[Start Source data]

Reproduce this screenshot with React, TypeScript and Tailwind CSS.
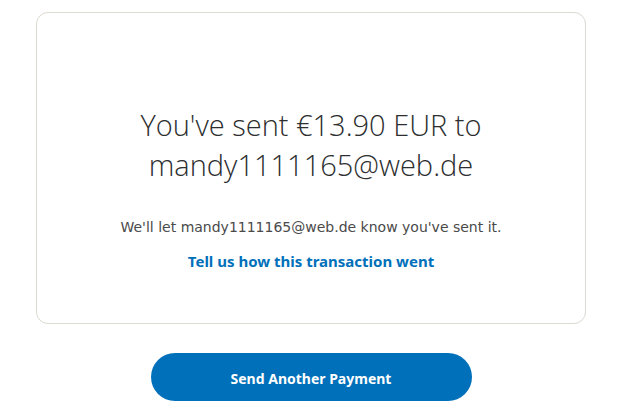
export default function App() {
  return (
    <div className="min-h-[401px] bg-white pt-3 font-['Noto_Sans',sans-serif]">
      <div className="ml-9 w-[550px] h-[312px] rounded-xl border border-[#dcd9cf] flex flex-col items-center pt-[92px]">
        <h1 className="text-center text-[29px] leading-[40px] font-light text-[#2c2e2f] font-['Open_Sans',sans-serif]">
          You've sent €13.90 EUR to
          <br />
          mandy1111165@web.de
        </h1>
        <p className="mt-[32px] text-[14px] text-[#4a4a4a] font-['DejaVu_Sans',sans-serif]">
          We'll let mandy1111165@web.de know you've sent it.
        </p>
        <a className="mt-[12px] text-[15px] font-bold text-[#0070ba]" href="#">
          Tell us how this transaction went
        </a>
      </div>
      <div className="flex justify-center mt-[29px] pr-[3px]">
        <button className="w-[321px] h-12 rounded-full bg-[#0070ba] text-white text-[14px] font-bold pt-[3px]">
          Send Another Payment
        </button>
      </div>
    </div>
  );
}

[End Source data]

Your instructions: Skip every picture and transcribe the data above exactly.

Final result:
Reproduce this screenshot with React, TypeScript and Tailwind CSS.
export default function App() {
  return (
    <div className="min-h-[401px] bg-white pt-3 font-['Noto_Sans',sans-serif]">
      <div className="ml-9 w-[550px] h-[312px] rounded-xl border border-[#dcd9cf] flex flex-col items-center pt-[92px]">
        <h1 className="text-center text-[29px] leading-[40px] font-light text-[#2c2e2f] font-['Open_Sans',sans-serif]">
          You've sent €13.90 EUR to
          <br />
          mandy1111165@web.de
        </h1>
        <p className="mt-[32px] text-[14px] text-[#4a4a4a] font-['DejaVu_Sans',sans-serif]">
          We'll let mandy1111165@web.de know you've sent it.
        </p>
        <a className="mt-[12px] text-[15px] font-bold text-[#0070ba]" href="#">
          Tell us how this transaction went
        </a>
      </div>
      <div className="flex justify-center mt-[29px] pr-[3px]">
        <button className="w-[321px] h-12 rounded-full bg-[#0070ba] text-white text-[14px] font-bold pt-[3px]">
          Send Another Payment
        </button>
      </div>
    </div>
  );
}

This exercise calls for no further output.